L’Italia, con l’iniziativa del G-5 e nella fascia sub sahariana, ha un po’ infastidito Parigi che con il franco Cfa controlla l’80% delle riserve valutarie di 13 Paesi africani. Macron rimette in ordine le gerarchie e ci ricorda che l’Italia la guerra in Libia nel 2011 l’ha persa: può essere irritante ma ci riporta alla realtà.


Noi in Libia, nonostante la presenza dell’Eni, non siamo il Paese più importante. Paghiamo la caduta del nostro maggiore alleato ma anche l’avere ceduto al ricatto di dover partecipare ai raid aerei sulla nostra ex colonia altrimenti ci avrebbero bombardato i terminali del gasdotto. Due debolezze in una. L’Italia ha perso la seconda guerra mondiale e questo ha comportato la rinuncia alle colonie: in Somalia gli americani non volevano neppure che i nostri soldati atterrassero sulla pista di Mogadiscio. Possiamo ambire a un ruolo energetico rilevante ma non a uno militare o politico, se non sotto stretto controllo come in Iraq e Afghanistan.


In nostri alleati e concorrenti sono guidati da una regola cinica quanto si vuole ma tipica di potenze con ambizioni militari e un antico riflesso coloniale.
In Libia oggi o tu fai direttamente il lavoro sporco - ovvero difendere gli interessi economici o strategici- oppure trovi qualcuno che lo faccia al posto tuo, fornendo aiuti militari e supporto politico. La Francia, la Russia, l’Egitto, gli Emirati, hanno puntato sul generale Khalifa Haftar, l’Italia ha seguito il percorso dell’Onu, culminato con gli accordi di Skirat del 2015, ma praticamente fallito di fronte alla realtà di un governo Sarraj che non ha alcun potere effettivo.
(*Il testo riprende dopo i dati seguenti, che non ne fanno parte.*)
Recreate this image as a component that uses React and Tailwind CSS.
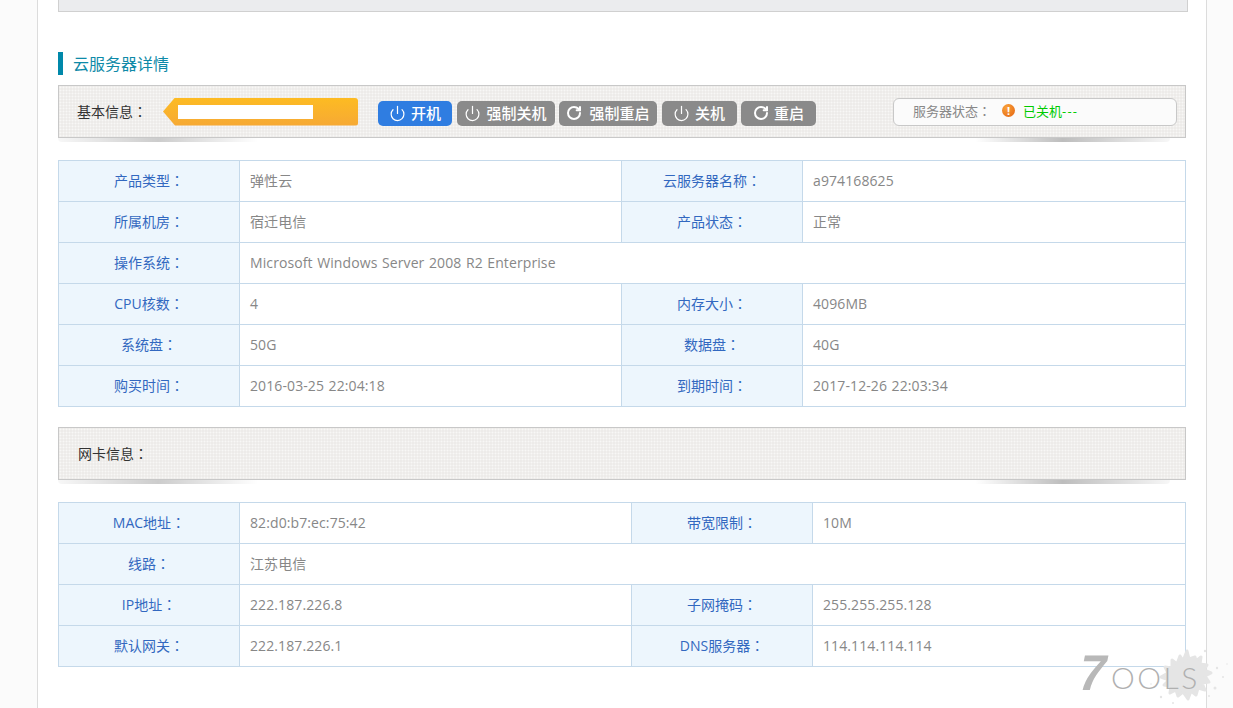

Gli Stati Uniti, che avevano partecipato ai raid del 2011 e poi bombardato l’Isis, stanno a guardare: il loro obiettivo è impedire che Mosca diventi in Libia troppo influente. Interverranno solo in questo caso.


La via del compromesso con le fazioni locali ha favorito l’Eni che è la maggiore azienda in Libia e detiene un terzo della produzione di gas e petrolio. Un risultato importante se pensiamo che i nostri concorrenti volevano ridimensionare la presenza italiana. Ma che finora a poco è servita per bloccare il flusso dei migranti che nessuno dei nostri alleati europei è disposto a risolvere al posto nostro.


Il problema è che le ondate di migranti sono una questione di sicurezza, non soltanto umanitaria, e appare evidente il limite del nostro Paese a proteggere i confini dalla mafia dei trafficanti. Insomma la nostra sicurezza dipende solo in parte da noi ma soprattutto dagli interventi diretti o indiretti altrui e dobbiamo fare buon viso a cattivo gioco sperando che le mosse della Francia, della Russia o degli Usa ci aiutino. Ogni giorno la politica estera ci ricorda, in maniera più o meno brutale, che tra i vinti ci siamo pure noi.